ME: Sorry boss, I can’t make it in today. Because of Ebola.
BOSS: You have Ebola?
ME: No but someone does and I am FREAKING THE HELL OUT
6yo: You’re grounded.
Me: Okay.
6yo: FOREVER!
Me: Thank you.
BOSS: I’m sorry mike, but you’ve been downsized
ME: (75% of my original size, in a voice 125% higher pitched) ahh maaan
If possums have taught me anything, it’s how to dramatically play dead when anyone comes over unannounced.
Good foods can release dopamine which the brain can interpret as attraction and totally unrelated I made you some chicken parm & fried risotto balls & crispy grilled potatoes & baked you this cake. And an apple pie & cookies and I baked you a loaf of bread for no reason at all
Stop trying to make me exfoliate. Maybe I like having 17 layers of crusty old skin on my face.

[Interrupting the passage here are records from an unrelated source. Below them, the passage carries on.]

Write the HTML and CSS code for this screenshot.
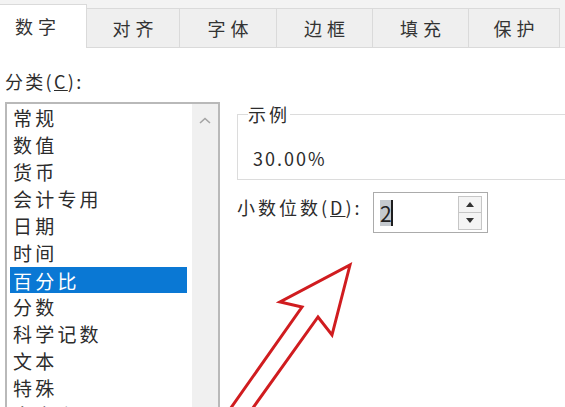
FILE: index.html
```html
<!DOCTYPE html>
<html lang="zh-CN">
<head>
<meta charset="utf-8">
<link rel="stylesheet" href="styles.css">
</head>
<body>
<div class="page">
  <div class="tabs">
    <div class="tab tab-active">数字</div>
    <div class="tab tab-w93">对齐</div>
    <div class="tab tab-w97">字体</div>
    <div class="tab tab-w96">边框</div>
    <div class="tab tab-w96">填充</div>
    <div class="tab tab-w91">保护</div>
  </div>
  <div class="main">
    <div class="left">
      <div class="cat-label">分类(<u>C</u>):</div>
      <div class="listbox">
        <ul class="items">
          <li>常规</li>
          <li>数值</li>
          <li>货币</li>
          <li>会计专用</li>
          <li>日期</li>
          <li>时间</li>
          <li class="selected">百分比</li>
          <li>分数</li>
          <li>科学记数</li>
          <li>文本</li>
          <li>特殊</li>
          <li>自定义</li>
        </ul>
        <div class="scrollbar">
          <svg class="chev" width="12" height="7" viewBox="0 0 12 7"><path d="M1 6 L6 1.5 L11 6" fill="none" stroke="#a4a4a4" stroke-width="1.6"/></svg>
        </div>
      </div>
    </div>
    <div class="right">
      <fieldset class="sample">
        <legend>示例</legend>
        <div class="sample-value">30.00%</div>
      </fieldset>
      <div class="dec-row">
        <div class="dec-label">小数位数(<u>D</u>):</div>
        <div class="spin">
          <span class="spin-field"><span class="sel">2</span></span>
          <div class="spin-btns">
            <div class="spin-btn"><svg width="8" height="5" viewBox="0 0 8 5"><path d="M0 5 L4 0 L8 5Z" fill="#333"/></svg></div>
            <div class="spin-btn"><svg width="8" height="5" viewBox="0 0 8 5"><path d="M0 0 L4 5 L8 0Z" fill="#333"/></svg></div>
          </div>
        </div>
      </div>
    </div>
  </div>
  <svg class="arrow" width="565" height="407" viewBox="0 0 565 407">
    <path d="M350 265 L332 335 L318 317 L250 412 L228 412 L302 307 L280 302 Z" fill="none" stroke="#d01c1f" stroke-width="3" stroke-linejoin="miter"/>
  </svg>
</div>
</body>
</html>
```
FILE: styles.css
```css
* { box-sizing: border-box; }
html, body { margin: 0; padding: 0; background: #fff; }
body { width: 565px; height: 407px; overflow: hidden; }
.page {
  position: relative;
  width: 565px;
  height: 407px;
  overflow: hidden;
  font-family: "Noto Sans CJK SC", "Noto Sans", sans-serif;
  color: #2c2c2c;
}
.tabs {
  display: flex;
  height: 48px;
  padding-top: 8px;
  background: #f3f3f3;
  border-bottom: 1px solid #e2e2e2;
}
.tab {
  height: 40px;
  border: 1px solid #dadada;
  border-left: none;
  background: #efefef;
  font-size: 18px;
  letter-spacing: 5px;
  padding-left: 5px;
  line-height: 38px;
  text-align: center;
  color: #333;
}
.tab-active {
  width: 87px;
  height: 44px;
  margin-top: -4px;
  padding-left: 0;
  padding-right: 10px;
  background: #fff;
  border-bottom: none;
  line-height: 42px;
  position: relative;
  z-index: 1;
}
.tab-w93 { width: 93px; }
.tab-w97 { width: 97px; }
.tab-w96 { width: 96px; }
.tab-w91 { width: 91px; }

.main {
  display: flex;
  align-items: flex-start;
  padding-left: 5px;
}
.left { width: 215px; flex: none; }
.cat-label {
  margin-top: 22px;
  height: 22px;
  line-height: 22px;
  font-size: 18px;
  letter-spacing: 2.3px;
}
.listbox {
  margin-top: 10px;
  height: 330px;
  border: 2px solid #b9b9b9;
  display: flex;
}
.items {
  list-style: none;
  margin: 0;
  padding: 0 5px 0 3px;
  flex: 1;
}
.items li {
  height: 27px;
  line-height: 27px;
  padding-left: 3px;
  font-size: 19px;
  letter-spacing: 3.2px;
  white-space: nowrap;
}
.items li.selected {
  background: #0a78d4;
  color: #fff;
  height: 26px;
  margin-top: 1px;
}
.scrollbar {
  width: 26px;
  flex: none;
  background: #f0f0f0;
  display: flex;
  justify-content: center;
  padding-top: 13px;
}
.chev { display: block; }

.right {
  flex: none;
  width: 420px;
  margin-left: 17px;
  padding-top: 56px;
}
.sample {
  margin: 0;
  padding: 0 0 9px 10px;
  border: 1px solid #dcdcdc;
  min-width: 0;
}
.sample legend {
  padding: 0;
  height: 20px;
  line-height: 20px;
  font-size: 18px;
  letter-spacing: 3px;
}
.sample-value {
  margin-top: 22px;
  padding-left: 5px;
  height: 24px;
  line-height: 24px;
  font-size: 18px;
  letter-spacing: 2px;
}
.dec-row {
  display: flex;
  align-items: flex-start;
  margin-top: 12px;
}
.dec-label {
  width: 136px;
  flex: none;
  margin-top: 3px;
  height: 24px;
  line-height: 24px;
  font-size: 18px;
  letter-spacing: 3px;
  white-space: nowrap;
}
.spin {
  width: 115px;
  height: 41px;
  border: 1px solid #ababab;
  background: #fff;
  display: flex;
  align-items: center;
  padding: 0 5px 0 6px;
}
.spin-field { flex: 1; display: flex; align-items: center; }
.sel {
  display: inline-block;
  width: 13px;
  height: 26px;
  line-height: 26px;
  background: #c4c9ce;
  border-right: 2px solid #1e1e1e;
  font-size: 21px;
  color: #222;
}
.spin-btns {
  width: 24px;
  display: flex;
  flex-direction: column;
}
.spin-btn {
  height: 17px;
  border: 1px solid #c6c6c6;
  background: #f4f4f4;
  display: flex;
  align-items: center;
  justify-content: center;
}
.spin-btn + .spin-btn { border-top: none; }
.spin-btn svg { display: block; }

.arrow {
  position: absolute;
  left: 0;
  top: 0;
  pointer-events: none;
}
```
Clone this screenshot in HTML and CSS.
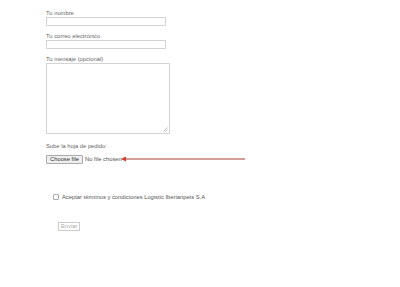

There are too many movies about vampire hunters and not enough about vampire gatherers.
AM I BEING GASLIT????
My doctor says I’m a hypochondriac. Is that any way to speak to a woman who’s probably dying?
Tried out a new set of long handled surgical forceps.
In lesser news, It turns out that I didn’t need that toenail after all.
I mean I married my wife for her looks, but not the dirty ones she’s been giving me lately.
i hope i didn’t end up marrying the smelly kid in school like my husband did
Alfred: *placing pancakes in the shape of the Bat Signal* Here are your pancakes, Master W-
Bruce: They’re Batcakes Alfred. Say “Batcakes!”
The neighbours that overlook my garden must be religious. They’re always buying me pants with notes saying ‘for the love of God please wear these’.
What’s it called when you’re anxious enough to be a Helicopter Mom, but really, really lazy? A Blimp Mom? Yeah, I’m that.
If you love someone let them go, if they come back without donuts let them go again.
(Standing in front of 3d printer waiting for my bullets to print out as a killer walks toward me) come onnnn come onnnnnn
I’m perfectly happy to listen to the opinion of anyone who agrees with me.
There are two kinds of people. The ones that pack six days before a trip, and the ones that wake up day-of and realize they need to do a load of laundry. And they marry each other.
GUY: Ugh this rice crispy treat is disgusting!
ME: There you go sweetie, it takes 23 oz of sawdust before people won’t eat them anymore.
DAUGHTER: This is going to be the best science fair ever!
Once accidentally liked an insta of someone I hadn’t spoken to in yrs so I had to like 1/2 her entire feed & reach out abt getting lunch
Me: Haha I just never know what to do with my hands while getting my picture taken.
Cop taking my mugshot: Just hold still.
Football player: please God, let my team win
God: ok sure, that’s simple enough
Football player on other team: God please let my team win
God: oh no
What idiot called it a national anthem instead of country music?
Whenever I see a couple doing yard work, I like the one standing by the bags of dirt who looks like they can’t quite believe they are outdoors and can’t fathom how they’ve gotten caught up in this terrible thing.
Strangely, this bacon candle doesn’t even taste like bacon.
My cat and I are both on diets, it’s hilarious. Just sitting across from each other, angrily eating our horrible breakfasts.